You keep arguing for (a) by arguing for (b). A company most certainly can get resources for Erlang. As for your arguments regarding efficiency there have been tests again and again for decades that higher level languages increase efficiency. Programs which in practice become too difficult in imperative languages like Java are written all the time in functional languages.
If the developers were simply unwilling to learn to use new tools properly that certainly is a serious issue but that's a good argument for outsourcing the project away from that development team or being in a new team. It is not an argument for using the wrong tool.
I would agree that Haskell, LISP... can unquestionable provide outright "stuckage". No question. I'll grant that one. In an FP if the programmer who wrote the code is moderately more advanced than the person maintaining it than the maintainer will often have to do some serious learning to get the new code.

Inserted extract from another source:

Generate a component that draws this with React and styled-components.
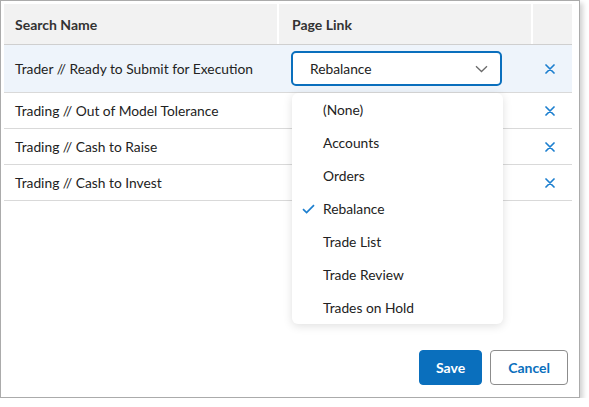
import React from "react";
import styled, { createGlobalStyle } from "styled-components";

const Global = createGlobalStyle`
  html, body { margin: 0; padding: 0; background: #ffffff; }
  body { font-family: Lato, "Open Sans", sans-serif; color: #222; }
`;

const COLS = "273px 252px 39px";

const Frame = styled.div`
  position: relative;
  box-sizing: border-box;
  width: 580px;
  height: 398px;
  border: 1px solid #ababab;
  box-shadow: 3px 3px 5px rgba(0, 0, 0, 0.18);
  background: #fff;
  padding: 3px 6px 0 3px;
  display: flex;
  flex-direction: column;
`;

const Table = styled.div`
  width: 568px;
  display: flex;
  flex-direction: column;
`;

const HeaderRow = styled.div`
  display: grid;
  grid-template-columns: ${COLS};
  column-gap: 2px;
  border-bottom: 1px solid #cfcfcf;
`;

const HeaderCell = styled.div`
  background: #f2f2f2;
  height: 40px;
  display: flex;
  align-items: center;
  padding-left: ${(p) => p.$pad}px;
  font-size: 14px;
  font-weight: 700;
  color: #333;
`;

const Row = styled.div`
  box-sizing: border-box;
  display: grid;
  grid-template-columns: ${COLS};
  column-gap: 2px;
  height: ${(p) => p.$h}px;
  background: ${(p) => (p.$active ? "#eef4fb" : "#fff")};
  border-bottom: 1px solid #d9d9d9;
`;

const Cell = styled.div`
  display: flex;
  align-items: center;
  padding-left: ${(p) => p.$pad}px;
  font-size: 13.8px;
  color: #222;
  position: relative;
`;

const Select = styled.div`
  box-sizing: border-box;
  width: 211px;
  height: 35px;
  border: 2px solid #0a6fbd;
  border-radius: 5px;
  background: #fff;
  display: flex;
  align-items: center;
  justify-content: space-between;
  padding: 0 12px 0 17px;
  font-size: 13.8px;
  color: #222;
`;

const Menu = styled.ul`
  position: absolute;
  left: 291px;
  top: 92px;
  width: 211px;
  margin: 0;
  padding: 0;
  list-style: none;
  background: #fff;
  border-radius: 6px;
  box-shadow: 0 2px 10px rgba(0, 0, 0, 0.13);
  z-index: 5;
`;

const MenuItem = styled.li`
  height: 33px;
  display: flex;
  align-items: center;
  padding-left: 31px;
  position: relative;
  font-size: 13.8px;
  color: #222;
`;

const Check = styled.svg`
  position: absolute;
  left: 10px;
  top: 12px;
`;

const Footer = styled.div`
  margin-top: auto;
  display: flex;
  justify-content: flex-end;
  gap: 8px;
  padding: 0 5px 12px 0;
`;

const Button = styled.button`
  box-sizing: border-box;
  height: 35px;
  padding: 0 ${(p) => (p.$primary ? 16 : 17)}px;
  border-radius: 4px;
  font-family: Lato, "Open Sans", sans-serif;
  font-size: 14px;
  font-weight: 700;
  cursor: pointer;
  background: ${(p) => (p.$primary ? "#0a6fbd" : "#fff")};
  color: ${(p) => (p.$primary ? "#fff" : "#0a6fbd")};
  border: 1px solid ${(p) => (p.$primary ? "#0a6fbd" : "#8c8c8c")};
`;

const XIcon = () => (
  <svg width="10" height="10" viewBox="0 0 10 10">
    <path d="M1 1 L9 9 M9 1 L1 9" stroke="#1c7fcf" strokeWidth="1.7" strokeLinecap="round" />
  </svg>
);

const Chevron = () => (
  <svg width="13" height="8" viewBox="0 0 13 8">
    <path d="M1 1.2 L6.5 6.5 L12 1.2" fill="none" stroke="#6b6b6b" strokeWidth="1.3" />
  </svg>
);

const rows = [
  "Trader // Ready to Submit for Execution",
  "Trading // Out of Model Tolerance",
  "Trading // Cash to Raise",
  "Trading // Cash to Invest",
];

const options = ["(None)", "Accounts", "Orders", "Rebalance", "Trade List", "Trade Review", "Trades on Hold"];

export default function App() {
  return (
    <>
      <Global />
      <Frame>
        <Table>
          <HeaderRow>
            <HeaderCell $pad={11}>Search Name</HeaderCell>
            <HeaderCell $pad={13}>Page Link</HeaderCell>
            <HeaderCell $pad={0} />
          </HeaderRow>
          {rows.map((r, i) => (
            <Row key={r} $active={i === 0} $h={i === 0 ? 48 : 36}>
              <Cell $pad={11}>{r}</Cell>
              <Cell $pad={12}>
                {i === 0 && (
                  <Select>
                    <span>Rebalance</span>
                    <Chevron />
                  </Select>
                )}
              </Cell>
              <Cell $pad={12}>
                <XIcon />
              </Cell>
            </Row>
          ))}
        </Table>
        <Menu>
          {options.map((o) => (
            <MenuItem key={o}>
              {o === "Rebalance" && (
                <Check width="13" height="10" viewBox="0 0 13 10">
                  <path d="M1 5.2 L4.6 8.6 L12 1.2" fill="none" stroke="#1c7fcf" strokeWidth="1.7" />
                </Check>
              )}
              {o}
            </MenuItem>
          ))}
        </Menu>
        <Footer>
          <Button $primary>Save</Button>
          <Button>Cancel</Button>
        </Footer>
      </Frame>
    </>
  );
}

If you exclude that issue though shorter is easier. For example take parallelism. In pure FPs the parallel strategy is often a single operator located in a few key places in the code. You can just skip it, as a compiler directive. In imperative languages it is scattered all over the code and there is no way to skip.
Code that is 10-20x shorter is right off the bat quite a bit more readable.
Code that is structurally simple is quite a bit more readable.
Code that uses powerful abstractions can be much less readable till you get used to thinking that way.
I suspect the mixed paradigm languages will make functional techniques more popular. Heck they are having to introduce them into Java now they've become so popular. The .NET compiler is all functional. Javascript, Scala, Perl6, Ruby... are mixed paradigm. I think the change is happening.